I joke a lot about my stardom – of course I take it very seriously ,because it's a job that I do and I have always said this that I am just an employee of the superstar that goes by the name of Shahrukh Khan - to be really honest, I have never thought 'I am a Superstar'.
I have never thought of myself as a romantic icon. I am just an employee of this romantic icon and I just need to work hard for my employer, this iconic romantic star or hero. I am basically very ordinary in the way I think, in the way I do things. It may not look from the outside, I live in a one lakh square feet house, I have got big cars, but these are all the trappings and peripherals that have come to me via the fact that I am an actor, but I come from a middle class background and educated lower middle class background and I have never lost touch with that.

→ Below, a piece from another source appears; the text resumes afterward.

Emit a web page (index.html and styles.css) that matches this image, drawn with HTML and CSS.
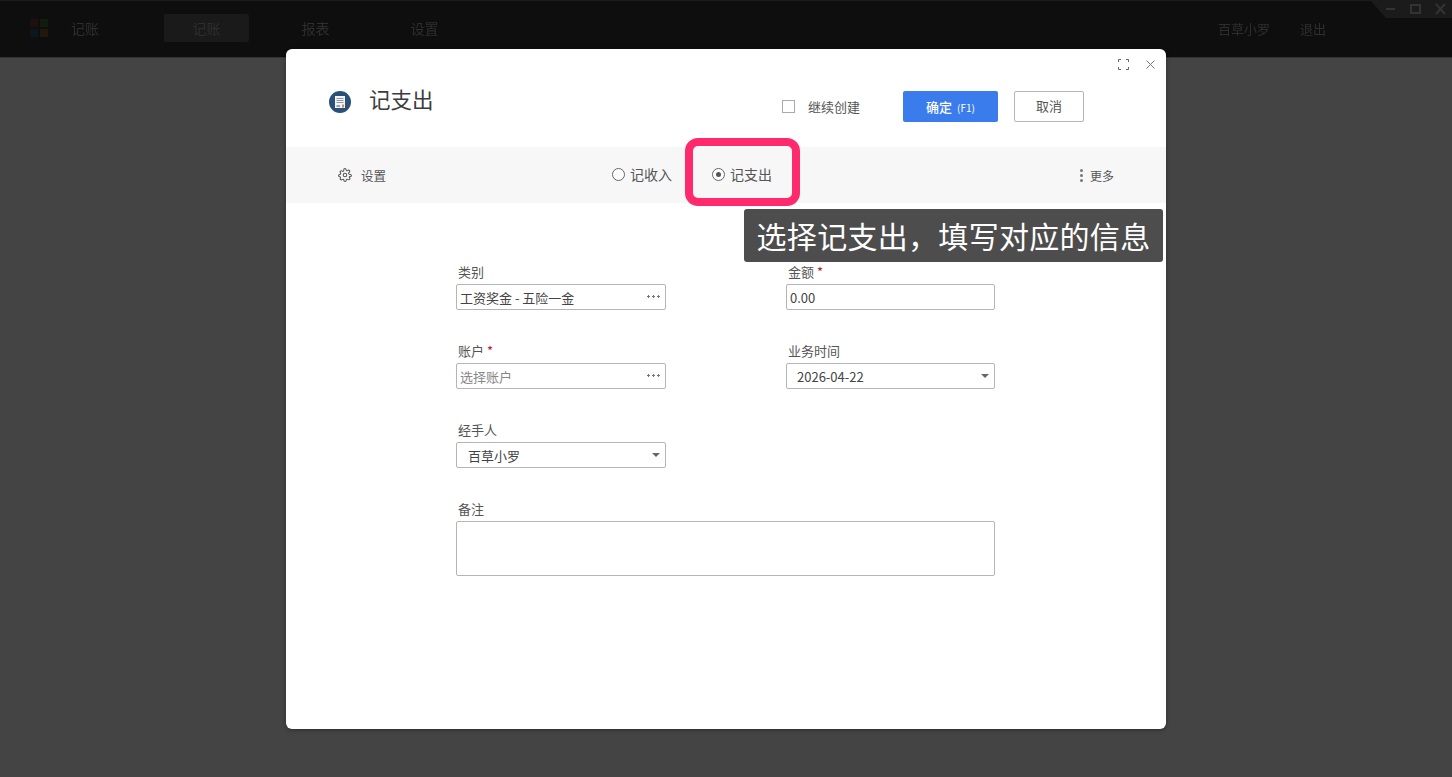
FILE: index.html
```html
<!DOCTYPE html>
<html lang="zh-CN">
<head>
  <meta charset="UTF-8">
  <title>记账</title>
  <link rel="stylesheet" href="styles.css">
</head>
<body>
  <header class="app-bar">
    <svg class="app-logo" width="18" height="18" viewBox="0 0 18 18">
      <rect x="0" y="0" width="8" height="8" fill="#1f0f0d"/>
      <rect x="10" y="0" width="8" height="8" fill="#121b0e"/>
      <rect x="0" y="10" width="8" height="8" fill="#0b1620"/>
      <rect x="10" y="10" width="8" height="8" fill="#20190a"/>
    </svg>
    <span class="app-name">记账</span>
    <nav class="app-nav">
      <a class="nav-item active">记账</a>
      <a class="nav-item">报表</a>
      <a class="nav-item">设置</a>
    </nav>
    <div class="app-user">
      <span>百草小罗</span>
      <span>退出</span>
    </div>
    <div class="win-controls">
      <svg width="70" height="14" viewBox="0 0 70 14" fill="none" stroke="#333" stroke-width="2">
        <path d="M4 7h9"/>
        <rect x="29" y="3" width="9" height="8"/>
        <path d="M54 2l9 10M63 2l-9 10"/>
      </svg>
    </div>
  </header>

  <section class="modal">
    <div class="modal-tools">
      <svg width="11" height="11" viewBox="0 0 11 11" fill="none" stroke="#666" stroke-width="1">
        <path d="M.5 3v-2.500h2.500M8 .5h2.500v2.500M10.500 8v2.500h-2.500M3 10.500h-2.500v-2.500"/>
      </svg>
      <svg width="9" height="9" viewBox="0 0 9 9" fill="none" stroke="#777" stroke-width="1">
        <path d="M.5 .5l8 8M8.500 .5l-8 8"/>
      </svg>
    </div>

    <div class="modal-head">
      <svg class="head-icon" width="22" height="22" viewBox="0 0 22 22">
        <circle cx="11" cy="11" r="11" fill="#2a5078"/>
        <rect x="6" y="5" width="10" height="12" fill="#f2f4f6"/>
        <path d="M7.500 7.500h7M7.500 9.500h7M7.500 11.500h7" stroke="#8b97a5" stroke-width="1"/>
        <path d="M7.500 15h3.500" stroke="#2a5078" stroke-width="1"/>
        <rect x="13" y="13.500" width="2" height="3" fill="#e8804a"/>
      </svg>
      <h1 class="head-title">记支出</h1>
      <label class="keep-open">
        <span class="checkbox"></span>
        继续创建
      </label>
      <button class="btn btn-primary">确定<small>(F1)</small></button>
      <button class="btn btn-plain">取消</button>
    </div>

    <div class="toolbar">
      <div class="tool-settings">
        <svg width="14" height="14" viewBox="0 0 24 24" fill="none" stroke="#555" stroke-width="1.800" stroke-linecap="round" stroke-linejoin="round">
          <circle cx="12" cy="12" r="3"/>
          <path d="M19.400 15a1.650 1.650 0 0 0 .33 1.820l.06.06a2 2 0 1 1-2.830 2.830l-.06-.06a1.650 1.650 0 0 0-2.820 1.170V21a2 2 0 1 1-4 0v-.09a1.650 1.650 0 0 0-2.820-1.170l-.06.06a2 2 0 1 1-2.830-2.830l.06-.06A1.650 1.650 0 0 0 3.090 15H3a2 2 0 1 1 0-4h.09a1.650 1.650 0 0 0 1.170-2.820l-.06-.06a2 2 0 1 1 2.830-2.830l.06.06A1.650 1.650 0 0 0 9.910 4.180V3a2 2 0 1 1 4 0v.09a1.650 1.650 0 0 0 2.820 1.170l.06-.06a2 2 0 1 1 2.830 2.830l-.06.06A1.650 1.650 0 0 0 20.910 11H21a2 2 0 1 1 0 4h-.09a1.650 1.650 0 0 0-1.510 0z"/>
        </svg>
        <span>设置</span>
      </div>
      <div class="radio-group">
        <label class="radio"><span class="radio-dot"></span>记收入</label>
        <label class="radio checked"><span class="radio-dot"></span>记支出</label>
      </div>
      <div class="tool-more">
        <span class="more-dots"><i></i><i></i><i></i></span>
        <span>更多</span>
      </div>
    </div>

    <form class="bill-form">
      <div class="field">
        <label class="field-label">类别</label>
        <div class="input">工资奖金 - 五险一金<span class="input-more"></span></div>
      </div>
      <div class="field">
        <label class="field-label">金额<em>*</em></label>
        <div class="input input-number">0.00</div>
      </div>
      <div class="field">
        <label class="field-label">账户<em>*</em></label>
        <div class="input placeholder">选择账户<span class="input-more"></span></div>
      </div>
      <div class="field">
        <label class="field-label">业务时间</label>
        <div class="input select select-date">2026-04-22<span class="caret"></span></div>
      </div>
      <div class="field">
        <label class="field-label">经手人</label>
        <div class="input select">百草小罗<span class="caret"></span></div>
      </div>
      <div class="field"></div>
      <div class="field field-wide">
        <label class="field-label">备注</label>
        <div class="input textarea"></div>
      </div>
    </form>
  </section>

  <div class="highlight-box"></div>
  <div class="hint">选择记支出，填写对应的信息</div>
</body>
</html>
```

FILE: styles.css
```css
* {
  margin: 0;
  padding: 0;
  box-sizing: border-box;
}

body {
  position: relative;
  height: 777px;
  overflow: hidden;
  background: #444444;
  font-family: "Noto Sans CJK SC", "Noto Sans", sans-serif;
  font-size: 13px;
  color: #444;
}

.app-bar {
  display: flex;
  align-items: center;
  height: 58px;
  padding: 0 0 2px 30px;
  background: #0e0e0e;
  border-top: 1px solid #1c1c1c;
  border-bottom: 1px solid #333;
  color: #2e2e2e;
  font-size: 14px;
}

.app-logo {
  filter: blur(0.5px);
}

.app-name {
  margin-left: 23px;
  width: 93px;
  filter: blur(0.6px);
}

.app-nav {
  display: flex;
  gap: 24px;
}

.nav-item {
  display: flex;
  align-items: center;
  justify-content: center;
  width: 85px;
  height: 28px;
  filter: blur(0.6px);
}

.nav-item.active {
  background: #1a1a1a;
  border-radius: 2px;
}

.app-user {
  display: flex;
  gap: 30px;
  margin-left: auto;
  margin-right: 126px;
  font-size: 13px;
  filter: blur(0.6px);
}

.win-controls {
  position: absolute;
  top: 0;
  right: 0;
  display: flex;
  justify-content: flex-end;
  align-items: center;
  width: 82px;
  height: 18px;
  background: #1b1b1b;
  clip-path: polygon(0 0, 100% 0, 100% 100%, 16px 100%);
  filter: blur(0.5px);
}

/* modal */
.modal {
  position: absolute;
  top: 49px;
  left: 286px;
  width: 880px;
  height: 680px;
  background: #fff;
  border-radius: 6px;
  box-shadow: 0 1px 4px rgba(0, 0, 0, 0.35);
}

.modal-tools {
  position: absolute;
  top: 10px;
  right: 11px;
  display: flex;
  align-items: center;
  gap: 17px;
}

.modal-head {
  display: flex;
  align-items: center;
  height: 98px;
  padding: 17px 82px 0 43px;
}

.head-icon {
  position: relative;
  top: -5px;
}

.head-title {
  margin-left: 18px;
  font-size: 21.500px;
  font-weight: 400;
  color: #3c3c3c;
  position: relative;
  top: -8px;
}

.keep-open {
  display: flex;
  align-items: center;
  margin-left: auto;
  margin-right: 43px;
  color: #555;
  font-size: 13px;
}

.checkbox {
  width: 13px;
  height: 13px;
  margin-right: 13px;
  border: 1px solid #aaa;
  background: #fff;
}

.btn {
  height: 31px;
  border-radius: 2px;
  font-family: inherit;
  font-size: 13px;
}

.btn-primary {
  width: 95px;
  margin-right: 16px;
  background: #3b7cec;
  border: none;
  color: #fff;
  font-weight: 500;
}

.btn-primary small {
  margin-left: 5px;
  font-size: 10px;
  font-weight: 400;
}

.btn-plain {
  width: 70px;
  background: #fff;
  border: 1px solid #b5b5b5;
  color: #555;
  padding-bottom: 3px;
}

.toolbar {
  display: grid;
  grid-template-columns: 274px auto 1fr;
  align-items: center;
  height: 56px;
  padding: 0 52px;
  background: #f7f7f7;
  color: #555;
}

.tool-settings {
  display: flex;
  align-items: center;
  gap: 9px;
  font-size: 12.500px;
}

.radio-group {
  display: flex;
  gap: 40px;
}

.radio {
  display: flex;
  align-items: center;
  gap: 5px;
  font-size: 14px;
  position: relative;
  top: -1px;
}

.radio-dot {
  display: flex;
  align-items: center;
  justify-content: center;
  width: 13px;
  height: 13px;
  border: 1px solid #666;
  border-radius: 50%;
  background: #fff;
}

.radio.checked .radio-dot::after {
  content: "";
  width: 5px;
  height: 5px;
  border-radius: 50%;
  background: #555;
}

.tool-more {
  display: flex;
  align-items: center;
  justify-content: flex-end;
  gap: 7px;
  font-size: 12px;
}

.more-dots {
  display: flex;
  flex-direction: column;
  gap: 2px;
}

.more-dots i {
  display: block;
  width: 3px;
  height: 3px;
  border-radius: 50%;
  background: #777;
}

/* form */
.bill-form {
  display: grid;
  grid-template-columns: 210px 209px;
  grid-auto-rows: 79px;
  column-gap: 120px;
  padding: 59px 0 0 170px;
}

.field-wide {
  grid-column: 1 / 3;
}

.field-label {
  display: block;
  height: 22px;
  padding-left: 2px;
  line-height: 19px;
  font-size: 13px;
  color: #555;
}

.field-label em {
  margin-left: 3px;
  color: #b8142e;
  font-style: normal;
}

.input {
  display: flex;
  align-items: center;
  justify-content: space-between;
  height: 26px;
  padding: 0 4px 0 3px;
  background: #fff;
  border: 1px solid #b5b5b5;
  border-radius: 2px;
  font-size: 13px;
  color: #444;
}

.input.placeholder {
  color: #888;
}

.input.select {
  padding-left: 11px;
}

.input.select-date {
  padding-left: 10px;
}

.input.textarea {
  height: 55px;
}

/* the three small dots on the picker inputs */
.input-more {
  width: 14px;
  height: 3px;
  margin: 0 1px 2px 0;
  background: radial-gradient(circle, #777 1px, transparent 1.300px) 0 0 / 5px 3px repeat-x;
}

.caret {
  width: 0;
  height: 0;
  margin-right: 1px;
  border-left: 4px solid transparent;
  border-right: 4px solid transparent;
  border-top: 4px solid #666;
}

/* tutorial overlay */
.highlight-box {
  position: absolute;
  top: 138px;
  left: 685px;
  width: 115px;
  height: 68px;
  border: 8px solid #ff2a6d;
  border-radius: 13px;
}

.hint {
  position: absolute;
  top: 209px;
  left: 744px;
  width: 419px;
  height: 53px;
  line-height: 53px;
  text-align: center;
  background: #4d4d4d;
  border-radius: 3px;
  color: #fff;
  font-size: 30px;
  letter-spacing: 0.300px;
  white-space: nowrap;
}
```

And as a matter of fact, to be really honest, some of these iconic romantic characters so to say get attached with my name I think are iconic, because deep down inside they have a very simple basic middle class attitude. Suri is what I really am. Maybe when I tell my children, my children say 'but you don't look like this'. Ya, maybe I don't look like this, but maybe if I hadn't become a star I would look like that. I would have a moustache and have a side parting. I used to have a side parting, so it's not that I would look any different. But I would not wear keds on pants - I mean that's one thing I would have not done, or may be I would have, I really don't know. It's not really too different from what I am. And my challenge as an actor is genuinely to make Surinder Sahni the new romantic icon.
I want everybody not to love Raj anymore and say you know what - 'We want to be Suri'. I think 'Suri is beautiful' and I think 99.9 percent of us walk like Suri, talk like Suri, and look like Suri. Imagine, me with a moustache and a side hair, I would look like Suri, so it doesn't make a difference deep down inside or at least after shaving your moustache you can be a Rockstar. So that's the whole attitude that I want. The whole romantic iconic status crown now shift from Raj and Rahul, these really cool guys, on to "Surinder Sahni", because he's got a "good heart".